Abstract

Innovative Online Educational Portal Improves Disease-Specific Reproductive Knowledge Among Patients With Inflammatory Bowel Disease

Wierstra K1, Sutton R1, Bal J1, Ismond K1, Dieleman L1, Halloran B1, Kroeker K1, Fedorak R1, Berga KA2, Huang V1. Inflamm Bowel Dis. 2018 May 30. doi: 10.1093/ibd/izy161. [Epub ahead of print]
 
     

Author information

1 Division of Gastroenterology, Faculty of Medicine and Dentistry, University of Alberta, Edmonton, AB, Canada.

2 Faculty of Nursing, MacEwan University, Edmonton, AB, Canada.

Abstract

BACKGROUND: Inflammatory bowel disease (IBD) is often diagnosed in early adulthood, affecting patients through their reproductive years. Many patients, lacking knowledge about IBD and reproduction, make uninformed decisions. Although patients have turned to the Internet for information, it remains unclear if online resources are effective for improving and retaining IBD-specific reproductive knowledge. We aimed to elucidate if a multimedia vs text-only online educational intervention could improve IBD-specific reproductive knowledge for more than 6 months.

METHODS: We developed a website covering genetics, fertility, surgery, pregnancy, medications, delivery, and postpartum in the context of IBD. Adult IBD patients were randomized into study groups (multimedia or text-only) and provided 60-day access. Participants completed pre-, post-, and 6+ month-postintervention pregnancy knowledge (CCPKnow) questionnaires. Results were compared using nonparametric tests.

RESULTS: Of 111 registered participants, 78 (70.3%) completed pre- and postintervention questionnaires, and 37 (47.4%) subsequently completed the 6+ month questionnaire.
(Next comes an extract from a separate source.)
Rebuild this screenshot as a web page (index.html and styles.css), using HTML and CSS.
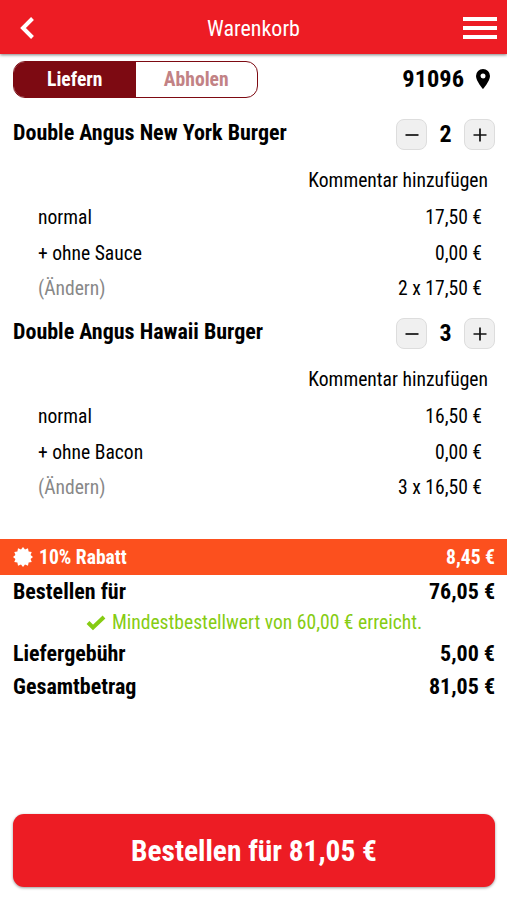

Demographics were as follows: median age (interquartile range [IQR]) 29.3 (25.6-32.9) years, Crohn's disease n = 54 (69.2%), females n = 63 (80.3%), of which n = 5 (7.9%) were pregnant and n = 19 (30.2%) had previously been pregnant. The median CCPKnow scores (/17) (IQR) were 8.0 (3.0-10.0) pre-intervention, 16.0 (13.00-17.00) postintervention, and 14.0 (12.0-15.0) 6+ months postintervention. The median within-subject increase in score was 6.5 pre- to postintervention, and 4.0 pre- to 6+ months postintervention (both P < 0.001). The median increase in score (pre- to post-) was 8.0 for the multimedia group and 6.0 for the text-only group (P = 0.216).

CONCLUSIONS: An evidence-based, online educational portal can significantly improve and maintain IBD-specific reproductive patient knowledge for more than 6 months.